Saving money though reducing the environmental impact of IT has gained increased urgency in our down economy. Green computing even has a Wikipedia entry. Fortunately, many of the Green IT efforts also result in cost reduction. One of our business partners, Software AG, has looked at ways that SOA can help here – see Eco-computing: Software AG and the Hasso Plattner Institute Demonstrate SOA’s Green Potential.
Software AG and the Potsdam-based Hasso Plattner Institute for Software Systems Engineering (HPI) completed a one-year research project examining the impact of service-oriented architecture (SOA) governance on Green IT practices. They developed methods and tools for optimizing resource sharing of IT services, thereby reducing energy consumption and lowering hardware costs. Using these methods, administrators of complex IT landscapes can determine exactly how much computing power is needed, as well as the maximum amount of energy each service might use. With proper SOA governance you can regulate and more tightly control energy costs by taking advantage of the more efficient distribution of services that SOA can bring. This makes sense and is one more reason to make sure your SOA governance is carefully conceived.
There are other ways SOA can have a positive eco-impact, as well as a bottom line impact. For example, virtualization of hardware saves the materials and energy consumption of so many servers - as much as 10 to 1. Most companies have already gone that far, but what about the kinds of applications that are too distributed (i.e. shared services and Cloud-based apps) or too monolithic (i.e. mainframes, major enterprise apps) to be replicated via hardware virtualization?

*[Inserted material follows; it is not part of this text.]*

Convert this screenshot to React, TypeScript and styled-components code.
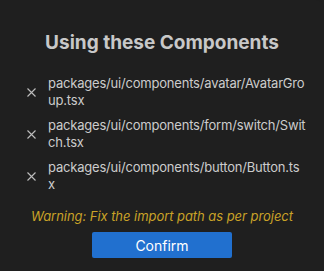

We call this Service Virtualization and it allows the behavior of complex SOA applications to be captured and simulated - which is key to achieving the productivity and efficiency you expect from SOA. Therefore, if you could save the cost of attempting to replicate several distributed applications and services, that's saving a lot more processing power throughout the lifecycle and not just servers in your own data center. In addition, it allows you to scale down hardware and processing power in your test lab, and in deployment, as you no longer have to try to make a live instance available to so many teams, or scale up the hardware of the live instance to handle a bunch of extra capacity.
There are more savings to be harvested. When you break up project teams into smaller "agile" teams focused on enabling certain Services for use and reuse, you gain additional efficiencies besides Agility and labor cost savings (see our recent paper: "Agility Across the SOA Lifecycle" for more).
Think about the reduced need for travel, and for dozens of people to occupy an office configuring and maintaining separate test environments per partner and per test/development team. The more we can do to decouple our dependencies on constrained servers and applications, and decouple our interdepency on other teams' lifecycles through service virtualization, the bigger the positive ripple effect between the interaction of technology and the environment.
We welcome any discussion and ideas about how Virtualization in a Service-Oriented World can make a difference in the world.